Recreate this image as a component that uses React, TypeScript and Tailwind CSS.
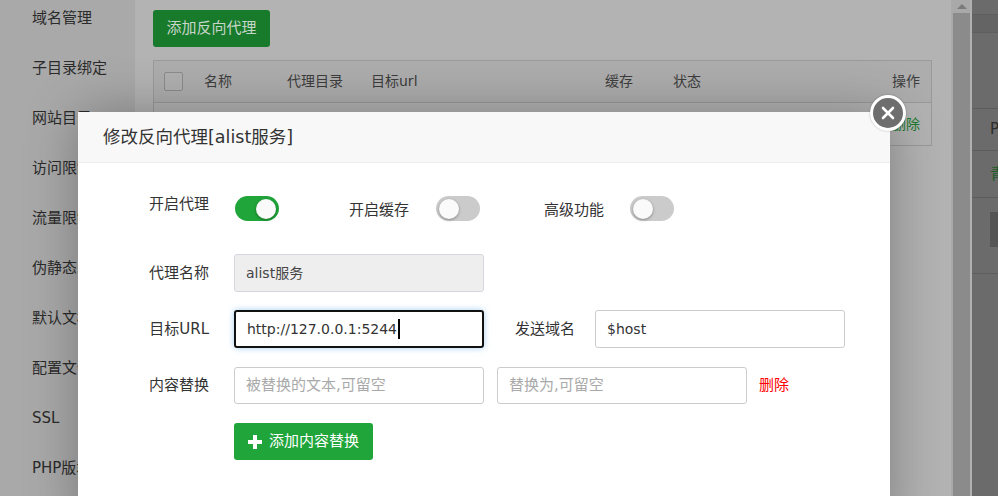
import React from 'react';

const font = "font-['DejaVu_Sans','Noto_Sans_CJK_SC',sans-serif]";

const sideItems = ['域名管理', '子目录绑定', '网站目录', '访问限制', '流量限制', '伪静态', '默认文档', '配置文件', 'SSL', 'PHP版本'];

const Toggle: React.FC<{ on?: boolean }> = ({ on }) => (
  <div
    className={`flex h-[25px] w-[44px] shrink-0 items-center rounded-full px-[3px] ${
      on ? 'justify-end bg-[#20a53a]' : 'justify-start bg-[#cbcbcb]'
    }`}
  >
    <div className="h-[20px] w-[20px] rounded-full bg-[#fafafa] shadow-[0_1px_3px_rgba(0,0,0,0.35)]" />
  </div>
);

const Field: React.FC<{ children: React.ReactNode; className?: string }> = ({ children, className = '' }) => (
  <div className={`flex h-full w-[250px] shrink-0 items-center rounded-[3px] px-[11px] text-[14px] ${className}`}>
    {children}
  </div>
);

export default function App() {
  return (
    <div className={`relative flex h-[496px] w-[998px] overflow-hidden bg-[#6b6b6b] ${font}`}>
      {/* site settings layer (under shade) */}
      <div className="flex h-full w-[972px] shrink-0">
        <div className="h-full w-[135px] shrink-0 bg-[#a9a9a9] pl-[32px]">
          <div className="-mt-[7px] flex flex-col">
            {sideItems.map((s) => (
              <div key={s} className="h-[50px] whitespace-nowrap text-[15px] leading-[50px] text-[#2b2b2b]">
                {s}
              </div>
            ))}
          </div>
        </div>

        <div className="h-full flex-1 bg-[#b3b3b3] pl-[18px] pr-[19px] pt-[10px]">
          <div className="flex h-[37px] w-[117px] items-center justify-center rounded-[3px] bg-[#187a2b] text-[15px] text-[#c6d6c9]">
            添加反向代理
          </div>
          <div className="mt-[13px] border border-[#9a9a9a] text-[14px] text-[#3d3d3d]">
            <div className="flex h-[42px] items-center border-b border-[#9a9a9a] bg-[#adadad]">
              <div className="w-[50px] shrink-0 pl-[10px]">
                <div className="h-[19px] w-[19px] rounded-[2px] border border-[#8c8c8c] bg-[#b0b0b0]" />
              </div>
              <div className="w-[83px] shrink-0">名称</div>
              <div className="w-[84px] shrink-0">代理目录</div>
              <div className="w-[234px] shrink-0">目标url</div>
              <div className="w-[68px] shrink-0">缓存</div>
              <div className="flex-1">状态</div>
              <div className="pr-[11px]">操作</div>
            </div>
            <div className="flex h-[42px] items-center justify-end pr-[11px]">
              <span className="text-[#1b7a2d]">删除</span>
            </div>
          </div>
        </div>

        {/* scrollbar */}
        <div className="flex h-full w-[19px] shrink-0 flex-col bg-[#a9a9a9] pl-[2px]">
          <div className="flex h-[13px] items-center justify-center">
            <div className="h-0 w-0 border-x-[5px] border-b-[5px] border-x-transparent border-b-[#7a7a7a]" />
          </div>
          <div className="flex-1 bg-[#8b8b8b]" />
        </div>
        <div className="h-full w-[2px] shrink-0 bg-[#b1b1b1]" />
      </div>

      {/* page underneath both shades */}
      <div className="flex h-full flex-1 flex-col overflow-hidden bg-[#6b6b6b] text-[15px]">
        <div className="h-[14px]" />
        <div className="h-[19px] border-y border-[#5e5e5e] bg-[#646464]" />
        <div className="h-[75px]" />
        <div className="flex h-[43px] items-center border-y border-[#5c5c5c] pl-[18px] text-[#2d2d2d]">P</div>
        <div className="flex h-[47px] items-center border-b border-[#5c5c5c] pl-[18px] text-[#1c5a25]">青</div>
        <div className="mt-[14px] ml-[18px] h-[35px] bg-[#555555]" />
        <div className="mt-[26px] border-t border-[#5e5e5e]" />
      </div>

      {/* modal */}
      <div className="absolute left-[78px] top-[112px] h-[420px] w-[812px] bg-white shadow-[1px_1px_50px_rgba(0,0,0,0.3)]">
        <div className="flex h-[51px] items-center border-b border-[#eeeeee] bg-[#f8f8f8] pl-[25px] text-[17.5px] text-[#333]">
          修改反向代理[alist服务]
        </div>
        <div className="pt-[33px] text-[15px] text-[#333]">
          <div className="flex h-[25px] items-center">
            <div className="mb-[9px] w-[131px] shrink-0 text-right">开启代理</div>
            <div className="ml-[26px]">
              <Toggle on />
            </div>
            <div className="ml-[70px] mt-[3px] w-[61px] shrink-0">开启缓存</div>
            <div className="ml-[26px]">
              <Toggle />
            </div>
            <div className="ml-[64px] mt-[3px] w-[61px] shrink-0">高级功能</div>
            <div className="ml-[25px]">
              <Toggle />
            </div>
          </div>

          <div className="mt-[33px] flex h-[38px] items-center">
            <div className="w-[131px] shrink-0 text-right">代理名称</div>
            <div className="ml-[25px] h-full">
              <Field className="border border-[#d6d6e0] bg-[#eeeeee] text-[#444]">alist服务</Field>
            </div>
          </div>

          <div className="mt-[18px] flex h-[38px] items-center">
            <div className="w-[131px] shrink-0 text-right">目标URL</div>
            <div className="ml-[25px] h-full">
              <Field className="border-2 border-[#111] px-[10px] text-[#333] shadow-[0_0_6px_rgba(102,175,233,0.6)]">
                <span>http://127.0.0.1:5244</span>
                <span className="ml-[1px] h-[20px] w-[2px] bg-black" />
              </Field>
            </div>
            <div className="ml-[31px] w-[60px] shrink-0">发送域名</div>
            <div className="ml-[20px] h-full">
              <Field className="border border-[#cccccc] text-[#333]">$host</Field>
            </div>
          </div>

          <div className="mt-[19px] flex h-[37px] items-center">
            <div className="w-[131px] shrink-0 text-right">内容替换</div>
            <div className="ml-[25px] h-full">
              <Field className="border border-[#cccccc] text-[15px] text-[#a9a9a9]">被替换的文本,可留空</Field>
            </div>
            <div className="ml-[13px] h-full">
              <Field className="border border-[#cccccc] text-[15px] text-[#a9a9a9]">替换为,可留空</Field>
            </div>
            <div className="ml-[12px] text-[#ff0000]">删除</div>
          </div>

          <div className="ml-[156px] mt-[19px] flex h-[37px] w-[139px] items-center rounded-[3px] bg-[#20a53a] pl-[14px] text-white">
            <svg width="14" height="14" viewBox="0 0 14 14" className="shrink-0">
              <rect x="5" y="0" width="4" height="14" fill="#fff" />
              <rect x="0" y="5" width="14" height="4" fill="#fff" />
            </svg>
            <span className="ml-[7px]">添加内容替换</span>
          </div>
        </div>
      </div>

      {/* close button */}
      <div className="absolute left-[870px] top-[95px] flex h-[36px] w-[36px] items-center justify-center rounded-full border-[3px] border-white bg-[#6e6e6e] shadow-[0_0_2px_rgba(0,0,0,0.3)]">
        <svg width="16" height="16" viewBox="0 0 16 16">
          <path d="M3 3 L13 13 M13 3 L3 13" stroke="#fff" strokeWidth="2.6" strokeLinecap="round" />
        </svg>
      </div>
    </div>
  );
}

_ _ _ _ _

**Task objective**
Return each line of the data, keeping its wording exact and omitting pictures.

**Exercise response**
Recreate this image as a component that uses React, TypeScript and Tailwind CSS.
import React from 'react';

const font = "font-['DejaVu_Sans','Noto_Sans_CJK_SC',sans-serif]";

const sideItems = ['域名管理', '子目录绑定', '网站目录', '访问限制', '流量限制', '伪静态', '默认文档', '配置文件', 'SSL', 'PHP版本'];

const Toggle: React.FC<{ on?: boolean }> = ({ on }) => (
  <div
    className={`flex h-[25px] w-[44px] shrink-0 items-center rounded-full px-[3px] ${
      on ? 'justify-end bg-[#20a53a]' : 'justify-start bg-[#cbcbcb]'
    }`}
  >
    <div className="h-[20px] w-[20px] rounded-full bg-[#fafafa] shadow-[0_1px_3px_rgba(0,0,0,0.35)]" />
  </div>
);

const Field: React.FC<{ children: React.ReactNode; className?: string }> = ({ children, className = '' }) => (
  <div className={`flex h-full w-[250px] shrink-0 items-center rounded-[3px] px-[11px] text-[14px] ${className}`}>
    {children}
  </div>
);

export default function App() {
  return (
    <div className={`relative flex h-[496px] w-[998px] overflow-hidden bg-[#6b6b6b] ${font}`}>
      {/* site settings layer (under shade) */}
      <div className="flex h-full w-[972px] shrink-0">
        <div className="h-full w-[135px] shrink-0 bg-[#a9a9a9] pl-[32px]">
          <div className="-mt-[7px] flex flex-col">
            {sideItems.map((s) => (
              <div key={s} className="h-[50px] whitespace-nowrap text-[15px] leading-[50px] text-[#2b2b2b]">
                {s}
              </div>
            ))}
          </div>
        </div>

        <div className="h-full flex-1 bg-[#b3b3b3] pl-[18px] pr-[19px] pt-[10px]">
          <div className="flex h-[37px] w-[117px] items-center justify-center rounded-[3px] bg-[#187a2b] text-[15px] text-[#c6d6c9]">
            添加反向代理
          </div>
          <div className="mt-[13px] border border-[#9a9a9a] text-[14px] text-[#3d3d3d]">
            <div className="flex h-[42px] items-center border-b border-[#9a9a9a] bg-[#adadad]">
              <div className="w-[50px] shrink-0 pl-[10px]">
                <div className="h-[19px] w-[19px] rounded-[2px] border border-[#8c8c8c] bg-[#b0b0b0]" />
              </div>
              <div className="w-[83px] shrink-0">名称</div>
              <div className="w-[84px] shrink-0">代理目录</div>
              <div className="w-[234px] shrink-0">目标url</div>
              <div className="w-[68px] shrink-0">缓存</div>
              <div className="flex-1">状态</div>
              <div className="pr-[11px]">操作</div>
            </div>
            <div className="flex h-[42px] items-center justify-end pr-[11px]">
              <span className="text-[#1b7a2d]">删除</span>
            </div>
          </div>
        </div>

        {/* scrollbar */}
        <div className="flex h-full w-[19px] shrink-0 flex-col bg-[#a9a9a9] pl-[2px]">
          <div className="flex h-[13px] items-center justify-center">
            <div className="h-0 w-0 border-x-[5px] border-b-[5px] border-x-transparent border-b-[#7a7a7a]" />
          </div>
          <div className="flex-1 bg-[#8b8b8b]" />
        </div>
        <div className="h-full w-[2px] shrink-0 bg-[#b1b1b1]" />
      </div>

      {/* page underneath both shades */}
      <div className="flex h-full flex-1 flex-col overflow-hidden bg-[#6b6b6b] text-[15px]">
        <div className="h-[14px]" />
        <div className="h-[19px] border-y border-[#5e5e5e] bg-[#646464]" />
        <div className="h-[75px]" />
        <div className="flex h-[43px] items-center border-y border-[#5c5c5c] pl-[18px] text-[#2d2d2d]">P</div>
        <div className="flex h-[47px] items-center border-b border-[#5c5c5c] pl-[18px] text-[#1c5a25]">青</div>
        <div className="mt-[14px] ml-[18px] h-[35px] bg-[#555555]" />
        <div className="mt-[26px] border-t border-[#5e5e5e]" />
      </div>

      {/* modal */}
      <div className="absolute left-[78px] top-[112px] h-[420px] w-[812px] bg-white shadow-[1px_1px_50px_rgba(0,0,0,0.3)]">
        <div className="flex h-[51px] items-center border-b border-[#eeeeee] bg-[#f8f8f8] pl-[25px] text-[17.5px] text-[#333]">
          修改反向代理[alist服务]
        </div>
        <div className="pt-[33px] text-[15px] text-[#333]">
          <div className="flex h-[25px] items-center">
            <div className="mb-[9px] w-[131px] shrink-0 text-right">开启代理</div>
            <div className="ml-[26px]">
              <Toggle on />
            </div>
            <div className="ml-[70px] mt-[3px] w-[61px] shrink-0">开启缓存</div>
            <div className="ml-[26px]">
              <Toggle />
            </div>
            <div className="ml-[64px] mt-[3px] w-[61px] shrink-0">高级功能</div>
            <div className="ml-[25px]">
              <Toggle />
            </div>
          </div>

          <div className="mt-[33px] flex h-[38px] items-center">
            <div className="w-[131px] shrink-0 text-right">代理名称</div>
            <div className="ml-[25px] h-full">
              <Field className="border border-[#d6d6e0] bg-[#eeeeee] text-[#444]">alist服务</Field>
            </div>
          </div>

          <div className="mt-[18px] flex h-[38px] items-center">
            <div className="w-[131px] shrink-0 text-right">目标URL</div>
            <div className="ml-[25px] h-full">
              <Field className="border-2 border-[#111] px-[10px] text-[#333] shadow-[0_0_6px_rgba(102,175,233,0.6)]">
                <span>http://127.0.0.1:5244</span>
                <span className="ml-[1px] h-[20px] w-[2px] bg-black" />
              </Field>
            </div>
            <div className="ml-[31px] w-[60px] shrink-0">发送域名</div>
            <div className="ml-[20px] h-full">
              <Field className="border border-[#cccccc] text-[#333]">$host</Field>
            </div>
          </div>

          <div className="mt-[19px] flex h-[37px] items-center">
            <div className="w-[131px] shrink-0 text-right">内容替换</div>
            <div className="ml-[25px] h-full">
              <Field className="border border-[#cccccc] text-[15px] text-[#a9a9a9]">被替换的文本,可留空</Field>
            </div>
            <div className="ml-[13px] h-full">
              <Field className="border border-[#cccccc] text-[15px] text-[#a9a9a9]">替换为,可留空</Field>
            </div>
            <div className="ml-[12px] text-[#ff0000]">删除</div>
          </div>

          <div className="ml-[156px] mt-[19px] flex h-[37px] w-[139px] items-center rounded-[3px] bg-[#20a53a] pl-[14px] text-white">
            <svg width="14" height="14" viewBox="0 0 14 14" className="shrink-0">
              <rect x="5" y="0" width="4" height="14" fill="#fff" />
              <rect x="0" y="5" width="14" height="4" fill="#fff" />
            </svg>
            <span className="ml-[7px]">添加内容替换</span>
          </div>
        </div>
      </div>

      {/* close button */}
      <div className="absolute left-[870px] top-[95px] flex h-[36px] w-[36px] items-center justify-center rounded-full border-[3px] border-white bg-[#6e6e6e] shadow-[0_0_2px_rgba(0,0,0,0.3)]">
        <svg width="16" height="16" viewBox="0 0 16 16">
          <path d="M3 3 L13 13 M13 3 L3 13" stroke="#fff" strokeWidth="2.6" strokeLinecap="round" />
        </svg>
      </div>
    </div>
  );
}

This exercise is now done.